Managing long tail items is a delicate balancing act between service levels and keeping investment in stock under control. In order to manage these items effectively, it is important that businesses have clear visibility over how each item contributes to the overall corporate goals: through categorizing items depending on their strategic importance to your business, you can begin to adopt a more tailored approach to manage the long tail.

Defining the long tail

For many businesses, it may not be clear exactly which items form part of the long tail. However, a well-structured ABC analysis can provide the insight required to identify clear product groups. While the process of conducting an ABC analysis allows you to gain a greater understanding of the assortment, it is essential that the parameters of the analysis are well aligned with the business’ overall objectives. After all, if your business is focused on customer satisfaction, categorizing items by margin alone will do little to help the business achieve its goals. How you define the boundaries within your assortment will depend heavily on what KPIs are most important to your business.
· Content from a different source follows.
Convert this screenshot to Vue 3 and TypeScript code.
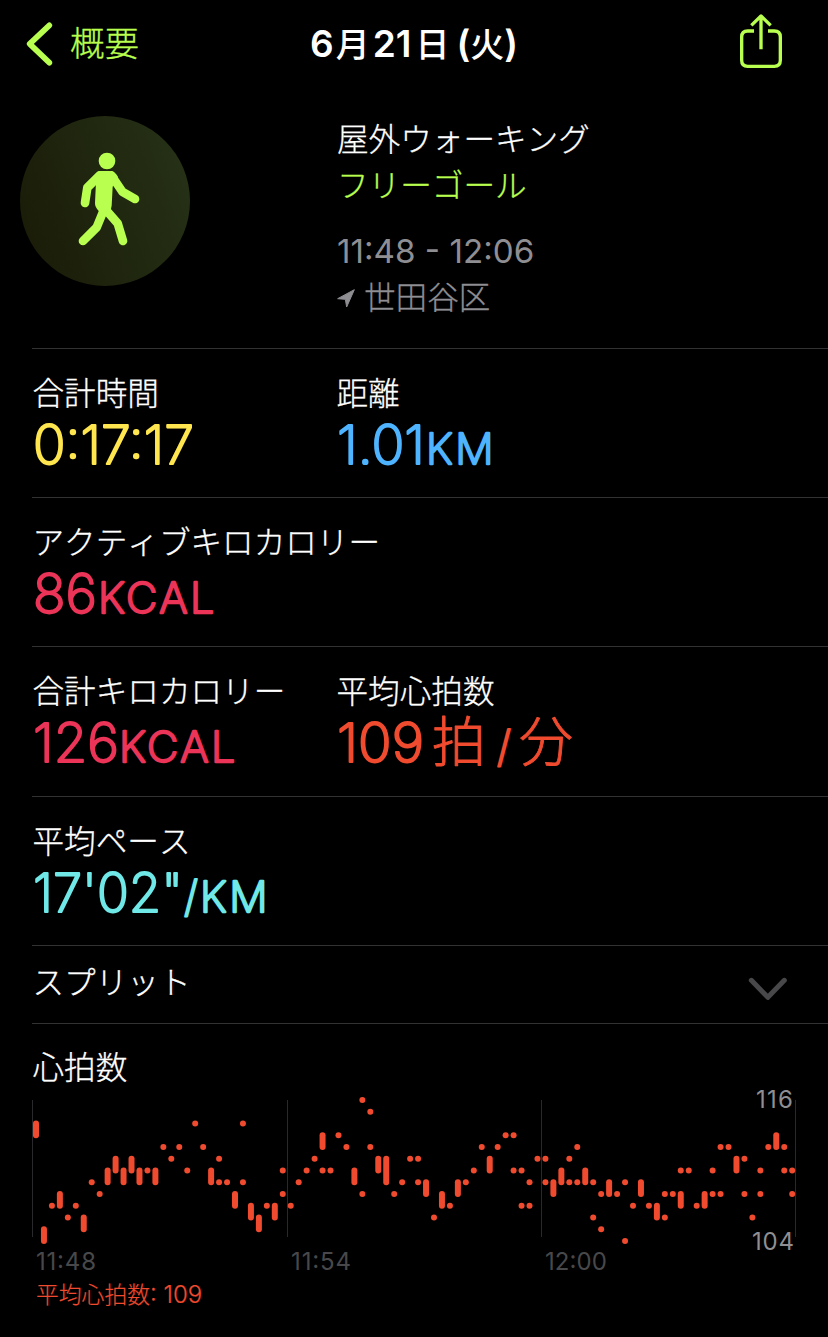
<script setup lang="ts">
interface Segment {
  text: string
  x: number
  size: number
  width: number
  kind?: 'cjk' | 'unit'
}
interface Metric {
  label: string
  tone: string
  segments: Segment[]
}

const rows: Metric[][] = [
  [
    { label: '合計時間', tone: 'yellow', segments: [{ text: '0:17:17', x: 0, size: 54, width: 161 }] },
    {
      label: '距離',
      tone: 'blue',
      segments: [
        { text: '1.01', x: 0, size: 54, width: 88 },
        { text: 'KM', x: 89, size: 42, width: 70, kind: 'unit' },
      ],
    },
  ],
  [
    {
      label: 'アクティブキロカロリー',
      tone: 'pink',
      segments: [
        { text: '86', x: 0, size: 54, width: 64 },
        { text: 'KCAL', x: 65, size: 42, width: 119, kind: 'unit' },
      ],
    },
  ],
  [
    {
      label: '合計キロカロリー',
      tone: 'pink',
      segments: [
        { text: '126', x: 0, size: 54, width: 86 },
        { text: 'KCAL', x: 86, size: 42, width: 119, kind: 'unit' },
      ],
    },
    {
      label: '平均心拍数',
      tone: 'red',
      segments: [
        { text: '109', x: 0, size: 54, width: 87 },
        { text: '拍', x: 95, size: 54, width: 54, kind: 'cjk' },
        { text: '/', x: 160, size: 43, width: 14 },
        { text: '分', x: 182, size: 54, width: 54, kind: 'cjk' },
      ],
    },
  ],
  [
    {
      label: '平均ペース',
      tone: 'teal',
      segments: [
        { text: '17\'02"', x: 0, size: 54, width: 150 },
        { text: '/', x: 151, size: 43, width: 14 },
        { text: 'KM', x: 167, size: 42, width: 70, kind: 'unit' },
      ],
    },
  ],
]

// One entry per time slot; each pair is the highest and lowest rate of a mark.
const slots: string[] = (
  '114-113 105-104 107 108-107 106 107 106-105 109 108 110-109 111-110 110-109 111-110 110-109 110 110-109 ' +
  '112 111 112 110 114 112 110-109 111,109 109 108-107 114,109 107-106 106-105 107 107-106 110,108 ' +
  '107 109 110 111 113-112,110 110 113 112 110-109 116,108 115,112 111-110 111-109 108 109 111 ' +
  '111,109 109-108 106 108-107 107 109-108 109 110 112 111-110 112 113 113,110 110,107 109,107 111 ' +
  '111,109 109-108 110-109 111,109 112,109 110-109 109,106 108,105 109-108 108 109,104 107 109-108 107 107-106 108,106 ' +
  '108 110,108-107 110 107 108-107 110,108 112,108 112 111-110 111,108 106 110,108 112 113-112 112,110 110,108'
).split(' ')

const yOf = (bpm: number): number => 10 + (116 - bpm) * 11.75

const marks = slots.flatMap((slot, i) =>
  slot.split(',').map((range) => {
    const [hi, lo = hi] = range.split('-').map(Number)
    return { x: 33 + i * 7.96, y: yOf(hi) - 3, h: yOf(lo) - yOf(hi) + 6 }
  }),
)
</script>

<template>
  <main class="screen">
    <header class="bar">
      <div class="back">
        <svg class="back-icon" viewBox="78 60 84 138"><path d="M148 73 89 128.500 148 185" /></svg>
        <span>概要</span>
      </div>
      <h1 class="title">
        <b>6</b><span class="month">月</span><b class="n21">21</b><span class="day">日</span><b class="paren">(</b><span>火</span><b>)</b>
      </h1>
      <svg class="share" viewBox="972 36 138 174">
        <path d="M1020 93H1001Q983 93 983 111V181Q983 199 1001 199H1081Q1099 199 1099 181V111Q1099 93 1081 93H1062M1041 148V50M1012 76 1041 48 1070 76" />
      </svg>
    </header>

    <section class="summary">
      <div class="badge">
        <svg viewBox="60 48 510 510">
          <circle cx="321" cy="183" r="25" />
          <path class="torso" d="M296 213H328Q346 214 354 231L338 260 335 317Q334 328 328 335H298Q284 321 285 308L288 245Z" />
          <path class="limb" d="M299 226 262 263 255 309M334 226 367 275 405 297M311 331 290 382 249 423M319 331 353 370 369 423" />
        </svg>
      </div>
      <div class="details">
        <p class="kind">屋外ウォーキング</p>
        <p class="goal">フリーゴール</p>
        <p class="time">11:48 - 12:06</p>
        <p class="place">
          <svg viewBox="50 568 54 56"><path d="M52 597 102 570 79 622 75 599Z" /></svg>
          <span>世田谷区</span>
        </p>
      </div>
    </section>

    <section v-for="(row, r) in rows" :key="r" class="row" :class="{ tall: r === 2 }">
      <div v-for="m in row" :key="m.label" class="metric" :class="m.tone">
        <h2 class="label">{{ m.label }}</h2>
        <svg class="value" width="300" height="64">
          <text
            v-for="s in m.segments"
            :key="s.x"
            :x="s.x"
            y="51"
            :font-size="s.size"
            :textLength="s.width"
            lengthAdjust="spacingAndGlyphs"
            :class="s.kind"
          >{{ s.text }}</text>
        </svg>
      </div>
    </section>

    <section class="row splits">
      <h2 class="label">スプリット</h2>
      <svg class="chevron" viewBox="84 81 120 72"><path d="M94 91 143.500 142 193 91" /></svg>
    </section>

    <section class="row heart">
      <h2 class="label">心拍数</h2>
      <svg class="chart" width="828" height="190" viewBox="0 0 828 190">
        <path class="grid" d="M32.500 10V147M287.500 10V147M541.500 10V147M795.500 10V147" />
        <rect v-for="(m, i) in marks" :key="i" :x="m.x" :y="m.y" width="6" :height="m.h" rx="3" />
        <text class="limit" x="756" y="17.500" textLength="37">116</text>
        <text class="limit" x="752" y="159.500" textLength="42">104</text>
        <text class="tick" x="36" y="179.500" textLength="60">11:48</text>
        <text class="tick" x="291" y="179.500" textLength="60">11:54</text>
        <text class="tick" x="545" y="179.500" textLength="62">12:00</text>
      </svg>
      <p class="average">平均心拍数<span>: 109</span></p>
    </section>
  </main>
</template>

<style>
body {
  background: #000;
}
</style>

<style scoped>
.screen {
  width: 828px;
  height: 1337px;
  overflow: hidden;
  background: #000;
  color: #fff;
  font-family: Inter, 'Noto Sans CJK JP', sans-serif;
  font-weight: 300;
}
h1, h2, p {
  margin: 0;
  font-weight: 300;
}
svg {
  display: block;
  flex: none;
}
.bar {
  display: grid;
  grid-template-columns: 1fr auto 1fr;
  align-items: center;
  height: 88px;
  padding: 0 26px;
  box-sizing: border-box;
}
.back {
  display: flex;
  align-items: center;
  gap: 16px;
  color: #b8ff4f;
  font-size: 34.500px;
  line-height: 50px;
  -webkit-text-stroke: 0.300px #b8ff4f;
}
.back-icon {
  width: 28px;
  height: 46px;
}
.back-icon path {
  fill: none;
  stroke: #b8ff4f;
  stroke-width: 17;
  stroke-linecap: round;
  stroke-linejoin: round;
}
.title {
  display: flex;
  align-items: baseline;
  font-size: 34px;
  line-height: 50px;
  font-weight: 500;
}
.title b {
  font-size: 37px;
  font-weight: 600;
}
.title .month {
  margin-left: 2px;
}
.title .n21 {
  margin-left: 3px;
}
.title .day {
  margin-left: 4px;
}
.title .paren {
  margin-left: 7px;
}
.share {
  justify-self: end;
  width: 46px;
  height: 58px;
  margin: 0 18px 6px 0;
}
.share path {
  fill: none;
  stroke: #b8ff4f;
  stroke-width: 10;
  stroke-linejoin: round;
}
.summary {
  display: flex;
  height: 260px;
  padding: 28px 0 0 20px;
  box-sizing: border-box;
}
.badge {
  width: 170px;
  height: 170px;
  border-radius: 50%;
  background: linear-gradient(70deg, #191a06, #273318);
}
.badge svg {
  width: 170px;
  height: 170px;
  fill: #b8ff4f;
}
.badge .limb {
  fill: none;
  stroke: #b8ff4f;
  stroke-width: 26;
  stroke-linecap: round;
  stroke-linejoin: round;
}
.details {
  margin-left: 147px;
  padding-top: 1px;
  font-size: 31.600px;
  line-height: 46px;
  font-kerning: none;
}
.kind,
.goal,
.place,
.label {
  -webkit-text-stroke: 0.300px currentColor;
}
.goal {
  color: #b8ff4f;
}
.time {
  margin-top: 19px;
  color: #8e8e93;
  font-size: 33.200px;
  font-weight: 400;
  font-kerning: auto;
}
.place {
  display: flex;
  align-items: center;
  gap: 9px;
  margin-top: 1px;
  color: #8e8e93;
}
.place svg {
  width: 18px;
  height: 18.700px;
  fill: #8e8e93;
  stroke: #8e8e93;
  stroke-width: 3;
  stroke-linejoin: round;
}
.row {
  display: grid;
  grid-template-columns: 304px 1fr;
  height: 149px;
  margin-left: 32px;
  padding-left: 1px;
  border-top: 1px solid #323234;
  box-sizing: border-box;
}
.tall {
  height: 150px;
}
.label {
  margin-left: -0.500px;
  font-size: 31.600px;
  line-height: 46px;
  font-kerning: none;
  white-space: nowrap;
}
.metric {
  padding-top: 22px;
}
.value {
  margin-top: -4px;
  overflow: visible;
  font-weight: 200;
  stroke-width: 2.200;
  stroke-linejoin: round;
}
.value .unit {
  font-weight: 250;
  letter-spacing: 2.500px;
  stroke-width: 2.400;
}
.value .cjk {
  font-weight: 300;
  stroke-width: 0.900;
}
.yellow .value { fill: #ffe64f; stroke: #ffe64f; }
.blue .value { fill: #4fb4ff; stroke: #4fb4ff; }
.pink .value { fill: #eb3458; stroke: #eb3458; }
.red .value { fill: #f04b2f; stroke: #f04b2f; }
.teal .value { fill: #70e8e8; stroke: #70e8e8; }
.splits {
  grid-template-columns: 1fr auto;
  height: 78px;
  padding-top: 14px;
  padding-right: 40px;
}
.chevron {
  width: 40px;
  height: 24px;
  margin-top: 17px;
}
.chevron path {
  fill: none;
  stroke: #48484a;
  stroke-width: 15;
  stroke-linecap: round;
  stroke-linejoin: round;
}
.heart {
  display: flex;
  flex-direction: column;
  height: 314px;
  padding-top: 21px;
}
.chart {
  margin: -1px 0 0 -33px;
  overflow: visible;
  fill: #f04b2f;
}
.grid {
  stroke: #29292b;
}
.chart text {
  font-size: 24px;
  font-weight: 380;
}
.chart .limit { fill: #8e8e93; }
.chart .tick { fill: #48484a; }
.average {
  margin-left: 3px;
  color: #f04b2f;
  font-size: 22.800px;
  line-height: 30px;
  -webkit-text-stroke: 0.200px currentColor;
}
.average span {
  font-size: 24px;
  font-weight: 350;
}
</style>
Essentially, there are two main objectives which determine the KPIs: on one hand the focus can be on the profit margins of an item or the turnover. Alternatively however, the financial elements can be put to one side and customer satisfaction in the form of order lines or transactions can be used as the foundation on which to build KPIs.

Remove the sting

To shape the assortment and help make informed decisions. The following 3 steps can be adopted today to help reduce inventory levels, improve cash flow and help maximize the profitability of your long tail.

1. Stocking decisions
There are likely to be a number of long tail items that are not worth stocking at all as they simply do not offer a significant enough margin to justify investing in stock. However, by not stocking such items, this may put customers off from purchasing items with much higher margins. For instance, while nuts and bolts are unlikely to offer large margins, no one will buy more expensive components if they cannot also get all the components that go with it. Furthermore, there also may be a number of items which are currently non-stocked which would actually be better to keep stocked at all times. This is particularly true for items where there is either a lengthy lead time or a low level of supplier reliability.

In order to make the correct stocking decisions, businesses should base their decision on a broad range of metrics. For instance; how much margin does a product offer? Does the product have a major impact on the sales of other items? How much footfall does the item create? Is there an alternative product that could be sold instead? Does the product have a political impact on supplier relations? Is the product important to the key customers?

In order to make the correct stocking decisions, businesses should base their decision on a broad range of metrics. For instance; how
much margin does a product offer? Does the product have a major impact on the sales of other items? How much footfall does the
item create? Is there an alternative product that could be sold instead? Does the product have a political impact on supplier relations?
Is the product important to the key customers?

2. Re-assess your inventory policy
Given that many long tail items are likely to have volatile demand patterns, it can be very difficult to determine exactly how much inventory should be held. Given that the level of safety stock will differ depending on the importance of each item, it is inevitable that A-line items are likely to have a greater requirement for safety stock as going out of stock could cost the business dearly. However, for long tail items determining safety stock can be a little more challenging.

On one hand, holding excessive safety stocks could mean unnecessarily tying up working capital into slow moving stock which is always at risk of becoming obsolete. However, on the other hand insufficient inventory levels could hamper sales and leave customers disappointed. In order to ensure that inventory levels are appropriate, there are a range of factors that have to be taken into consideration.

3. Prioritize areas which require attention
The real advantage of a well-developed ABC analysis, is that the outcomes enable you to prioritize the areas which require the most attention. With clear insight into which items have the biggest impact on your ability to achieve your strategic goals, you can begin to focus actions on areas which will deliver the greatest benefit. For instance, in order to optimize long tail items, this may present an opportunity to re-negotiate minimum order quantities and lead times or even find entirely new suppliers.

Through reviewing each category that arises as a result of the ABC analysis, you can gain a much clearer picture of how your assortment is performing. Consequently, this approach enables you to spend more time investigating potential problem areas within the long tail, thus helping ensuring the assortment is as refined as possible.

Accelerate the performance of your assortment

For any business, developing a large assortment with great breadth and depth can create a huge amount of value through enabling them to satisfy the needs of their customers. However, unless managed effectively, the long tail can be a huge drain on resources. In order to offer customers the choice and availability they demand while still keeping investment in stock under control, businesses must take steps to ensure that their inventory policy is well aligned with customer expectations, stocking decisions are well informed and opportunities to improve the performance of the assortment are prioritized in order to be exploited fully.